SET EXERCISE: Output, word for word, every line from the start of the listing down to and including the line that contains "const steps = ['选择待处理文件', '设置其它选项', '设置输出目录', '开始处理'];"; include nothing else.
## Start PROVIDED MATERIAL
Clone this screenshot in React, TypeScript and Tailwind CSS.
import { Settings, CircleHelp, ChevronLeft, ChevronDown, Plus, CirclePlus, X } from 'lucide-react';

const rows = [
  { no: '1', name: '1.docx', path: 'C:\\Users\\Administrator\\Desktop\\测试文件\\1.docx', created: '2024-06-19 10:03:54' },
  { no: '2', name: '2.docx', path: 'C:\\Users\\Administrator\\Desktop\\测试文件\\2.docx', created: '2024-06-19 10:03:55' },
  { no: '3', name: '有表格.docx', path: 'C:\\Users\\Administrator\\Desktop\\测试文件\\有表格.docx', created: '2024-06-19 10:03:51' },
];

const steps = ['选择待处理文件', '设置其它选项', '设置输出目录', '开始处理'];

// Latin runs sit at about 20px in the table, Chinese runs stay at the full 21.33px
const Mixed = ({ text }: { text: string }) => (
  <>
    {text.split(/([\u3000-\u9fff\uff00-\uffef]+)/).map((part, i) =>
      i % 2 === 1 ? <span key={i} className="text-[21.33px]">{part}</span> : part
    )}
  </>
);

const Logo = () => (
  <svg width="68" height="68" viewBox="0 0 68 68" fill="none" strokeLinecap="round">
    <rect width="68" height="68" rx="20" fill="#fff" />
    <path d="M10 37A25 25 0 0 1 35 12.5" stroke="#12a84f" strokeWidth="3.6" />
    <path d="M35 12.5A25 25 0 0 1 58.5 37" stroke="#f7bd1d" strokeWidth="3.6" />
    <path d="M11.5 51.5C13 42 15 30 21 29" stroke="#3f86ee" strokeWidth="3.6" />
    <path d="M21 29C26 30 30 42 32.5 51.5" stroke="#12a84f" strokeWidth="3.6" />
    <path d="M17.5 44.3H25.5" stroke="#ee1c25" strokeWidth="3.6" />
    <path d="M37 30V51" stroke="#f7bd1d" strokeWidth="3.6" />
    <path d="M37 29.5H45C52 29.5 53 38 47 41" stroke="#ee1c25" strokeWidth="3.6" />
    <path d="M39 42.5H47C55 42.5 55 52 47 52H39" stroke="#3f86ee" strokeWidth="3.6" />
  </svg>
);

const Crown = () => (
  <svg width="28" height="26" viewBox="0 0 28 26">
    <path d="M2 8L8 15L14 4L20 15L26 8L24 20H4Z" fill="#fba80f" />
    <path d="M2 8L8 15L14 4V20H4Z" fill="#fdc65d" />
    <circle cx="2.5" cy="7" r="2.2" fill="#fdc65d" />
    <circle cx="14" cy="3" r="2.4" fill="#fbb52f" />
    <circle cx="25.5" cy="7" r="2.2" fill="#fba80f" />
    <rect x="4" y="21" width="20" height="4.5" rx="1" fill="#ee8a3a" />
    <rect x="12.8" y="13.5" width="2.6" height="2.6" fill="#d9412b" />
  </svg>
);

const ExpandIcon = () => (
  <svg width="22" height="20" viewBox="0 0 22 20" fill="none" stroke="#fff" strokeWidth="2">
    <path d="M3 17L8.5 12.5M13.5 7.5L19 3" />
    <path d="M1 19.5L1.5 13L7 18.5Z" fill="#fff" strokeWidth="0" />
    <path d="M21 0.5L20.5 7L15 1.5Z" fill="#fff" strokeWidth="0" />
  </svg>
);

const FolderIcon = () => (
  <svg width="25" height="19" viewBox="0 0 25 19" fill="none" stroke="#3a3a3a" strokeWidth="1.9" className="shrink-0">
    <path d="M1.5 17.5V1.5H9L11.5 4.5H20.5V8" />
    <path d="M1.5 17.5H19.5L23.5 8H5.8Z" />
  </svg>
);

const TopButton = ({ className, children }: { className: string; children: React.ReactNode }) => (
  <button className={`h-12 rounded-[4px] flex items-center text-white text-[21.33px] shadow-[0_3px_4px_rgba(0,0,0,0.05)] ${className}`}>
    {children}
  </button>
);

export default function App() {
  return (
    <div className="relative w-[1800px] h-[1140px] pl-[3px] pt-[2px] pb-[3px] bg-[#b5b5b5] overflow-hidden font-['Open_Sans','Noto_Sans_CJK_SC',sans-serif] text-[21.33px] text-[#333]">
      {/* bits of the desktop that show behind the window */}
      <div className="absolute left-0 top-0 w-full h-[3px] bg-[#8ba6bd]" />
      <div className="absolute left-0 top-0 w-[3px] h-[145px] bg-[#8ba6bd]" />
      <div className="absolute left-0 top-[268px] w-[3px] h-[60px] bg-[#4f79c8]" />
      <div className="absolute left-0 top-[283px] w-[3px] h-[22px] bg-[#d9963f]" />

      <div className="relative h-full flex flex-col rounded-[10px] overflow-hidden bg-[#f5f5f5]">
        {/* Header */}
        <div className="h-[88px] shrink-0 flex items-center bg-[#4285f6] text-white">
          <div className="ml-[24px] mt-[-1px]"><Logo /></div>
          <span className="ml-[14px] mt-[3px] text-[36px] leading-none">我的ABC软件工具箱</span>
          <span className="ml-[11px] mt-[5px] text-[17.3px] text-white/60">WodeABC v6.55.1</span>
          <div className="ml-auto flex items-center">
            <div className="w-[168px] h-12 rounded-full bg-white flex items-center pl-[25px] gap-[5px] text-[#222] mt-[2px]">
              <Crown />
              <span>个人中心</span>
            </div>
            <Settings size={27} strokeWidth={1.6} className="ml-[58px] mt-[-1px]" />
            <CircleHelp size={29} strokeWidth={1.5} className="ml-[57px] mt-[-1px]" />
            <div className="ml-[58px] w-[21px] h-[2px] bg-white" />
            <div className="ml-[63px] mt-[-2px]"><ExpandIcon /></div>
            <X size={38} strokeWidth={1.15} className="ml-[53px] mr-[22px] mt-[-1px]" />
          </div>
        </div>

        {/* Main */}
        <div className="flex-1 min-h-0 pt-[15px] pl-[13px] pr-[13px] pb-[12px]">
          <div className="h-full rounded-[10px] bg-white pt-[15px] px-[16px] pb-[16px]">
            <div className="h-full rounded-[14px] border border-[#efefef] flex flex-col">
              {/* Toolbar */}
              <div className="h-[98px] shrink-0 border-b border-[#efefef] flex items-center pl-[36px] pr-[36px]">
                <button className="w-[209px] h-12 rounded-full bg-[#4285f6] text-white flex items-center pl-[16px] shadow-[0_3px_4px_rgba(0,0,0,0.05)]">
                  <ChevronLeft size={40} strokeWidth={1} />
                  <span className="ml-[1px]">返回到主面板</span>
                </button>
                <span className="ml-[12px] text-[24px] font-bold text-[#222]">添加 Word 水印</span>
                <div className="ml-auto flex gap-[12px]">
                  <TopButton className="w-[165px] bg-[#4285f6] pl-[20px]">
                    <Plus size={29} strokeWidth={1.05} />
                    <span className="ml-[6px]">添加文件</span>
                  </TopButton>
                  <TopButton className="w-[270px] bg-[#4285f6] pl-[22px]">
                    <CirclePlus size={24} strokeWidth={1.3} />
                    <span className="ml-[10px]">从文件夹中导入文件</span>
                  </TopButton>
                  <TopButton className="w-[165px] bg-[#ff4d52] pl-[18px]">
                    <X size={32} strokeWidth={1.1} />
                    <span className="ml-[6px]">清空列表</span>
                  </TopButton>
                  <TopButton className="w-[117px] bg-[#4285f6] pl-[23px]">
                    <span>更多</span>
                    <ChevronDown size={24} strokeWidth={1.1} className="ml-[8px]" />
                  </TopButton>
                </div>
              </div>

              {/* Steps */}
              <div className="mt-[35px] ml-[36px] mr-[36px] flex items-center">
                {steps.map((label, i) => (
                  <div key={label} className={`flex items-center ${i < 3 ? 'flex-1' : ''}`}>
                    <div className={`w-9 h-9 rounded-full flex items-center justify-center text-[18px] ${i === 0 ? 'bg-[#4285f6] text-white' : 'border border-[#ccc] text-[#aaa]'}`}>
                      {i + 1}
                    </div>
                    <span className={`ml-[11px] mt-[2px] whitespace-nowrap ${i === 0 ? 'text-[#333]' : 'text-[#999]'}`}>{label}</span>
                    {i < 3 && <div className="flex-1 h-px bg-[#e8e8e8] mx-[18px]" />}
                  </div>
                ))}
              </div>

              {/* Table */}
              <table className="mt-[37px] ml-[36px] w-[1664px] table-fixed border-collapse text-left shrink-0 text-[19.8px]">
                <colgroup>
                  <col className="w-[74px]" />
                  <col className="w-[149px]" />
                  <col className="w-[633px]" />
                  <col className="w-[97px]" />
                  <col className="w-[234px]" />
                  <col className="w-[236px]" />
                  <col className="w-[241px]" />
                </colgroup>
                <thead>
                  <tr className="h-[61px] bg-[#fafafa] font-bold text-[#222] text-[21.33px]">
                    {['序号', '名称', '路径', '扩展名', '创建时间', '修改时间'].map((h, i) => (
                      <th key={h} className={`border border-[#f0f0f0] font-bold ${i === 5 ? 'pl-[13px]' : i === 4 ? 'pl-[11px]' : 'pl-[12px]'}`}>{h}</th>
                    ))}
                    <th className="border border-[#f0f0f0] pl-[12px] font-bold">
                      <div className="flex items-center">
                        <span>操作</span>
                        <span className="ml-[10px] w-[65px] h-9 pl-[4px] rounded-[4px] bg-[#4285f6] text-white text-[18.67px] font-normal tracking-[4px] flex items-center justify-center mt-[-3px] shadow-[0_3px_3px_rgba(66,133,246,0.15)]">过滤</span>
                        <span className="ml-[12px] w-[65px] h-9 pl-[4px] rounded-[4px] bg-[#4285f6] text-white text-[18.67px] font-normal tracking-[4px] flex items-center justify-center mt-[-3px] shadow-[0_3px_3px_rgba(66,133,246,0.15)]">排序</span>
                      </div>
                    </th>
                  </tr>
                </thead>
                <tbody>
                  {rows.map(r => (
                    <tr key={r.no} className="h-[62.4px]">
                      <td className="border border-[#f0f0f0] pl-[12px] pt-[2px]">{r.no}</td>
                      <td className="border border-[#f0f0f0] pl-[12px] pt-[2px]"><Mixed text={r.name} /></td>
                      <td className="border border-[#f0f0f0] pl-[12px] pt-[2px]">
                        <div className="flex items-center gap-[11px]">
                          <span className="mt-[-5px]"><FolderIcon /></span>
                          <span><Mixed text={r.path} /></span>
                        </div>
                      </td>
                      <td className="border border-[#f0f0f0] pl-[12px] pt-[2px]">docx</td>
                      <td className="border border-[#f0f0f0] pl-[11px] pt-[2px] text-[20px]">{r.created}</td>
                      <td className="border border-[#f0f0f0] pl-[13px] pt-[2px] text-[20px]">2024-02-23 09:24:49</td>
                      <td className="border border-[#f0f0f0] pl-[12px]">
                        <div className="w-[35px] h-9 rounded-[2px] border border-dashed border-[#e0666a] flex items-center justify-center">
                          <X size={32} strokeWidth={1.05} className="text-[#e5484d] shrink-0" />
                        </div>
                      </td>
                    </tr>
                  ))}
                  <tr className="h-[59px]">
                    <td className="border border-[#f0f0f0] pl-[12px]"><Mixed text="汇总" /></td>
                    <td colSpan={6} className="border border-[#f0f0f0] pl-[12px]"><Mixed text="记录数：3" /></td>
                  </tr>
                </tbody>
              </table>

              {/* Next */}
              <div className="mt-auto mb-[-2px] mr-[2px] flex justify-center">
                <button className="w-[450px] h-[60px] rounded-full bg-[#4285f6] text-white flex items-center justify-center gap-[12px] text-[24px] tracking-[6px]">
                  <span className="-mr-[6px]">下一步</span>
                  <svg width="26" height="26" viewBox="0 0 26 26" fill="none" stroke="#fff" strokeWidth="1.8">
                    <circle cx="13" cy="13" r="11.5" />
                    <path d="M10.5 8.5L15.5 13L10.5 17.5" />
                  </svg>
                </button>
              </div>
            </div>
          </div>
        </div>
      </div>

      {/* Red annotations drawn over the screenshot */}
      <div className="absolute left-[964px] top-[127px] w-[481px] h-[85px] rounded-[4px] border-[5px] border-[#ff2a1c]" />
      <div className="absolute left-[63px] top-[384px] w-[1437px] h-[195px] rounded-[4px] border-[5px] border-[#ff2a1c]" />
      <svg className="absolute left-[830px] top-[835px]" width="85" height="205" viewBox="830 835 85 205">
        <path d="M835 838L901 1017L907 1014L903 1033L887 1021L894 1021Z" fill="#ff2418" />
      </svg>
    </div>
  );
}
## End PROVIDED MATERIAL
RESPONSE BELOW:
Clone this screenshot in React, TypeScript and Tailwind CSS.
import { Settings, CircleHelp, ChevronLeft, ChevronDown, Plus, CirclePlus, X } from 'lucide-react';

const rows = [
  { no: '1', name: '1.docx', path: 'C:\\Users\\Administrator\\Desktop\\测试文件\\1.docx', created: '2024-06-19 10:03:54' },
  { no: '2', name: '2.docx', path: 'C:\\Users\\Administrator\\Desktop\\测试文件\\2.docx', created: '2024-06-19 10:03:55' },
  { no: '3', name: '有表格.docx', path: 'C:\\Users\\Administrator\\Desktop\\测试文件\\有表格.docx', created: '2024-06-19 10:03:51' },
];

const steps = ['选择待处理文件', '设置其它选项', '设置输出目录', '开始处理'];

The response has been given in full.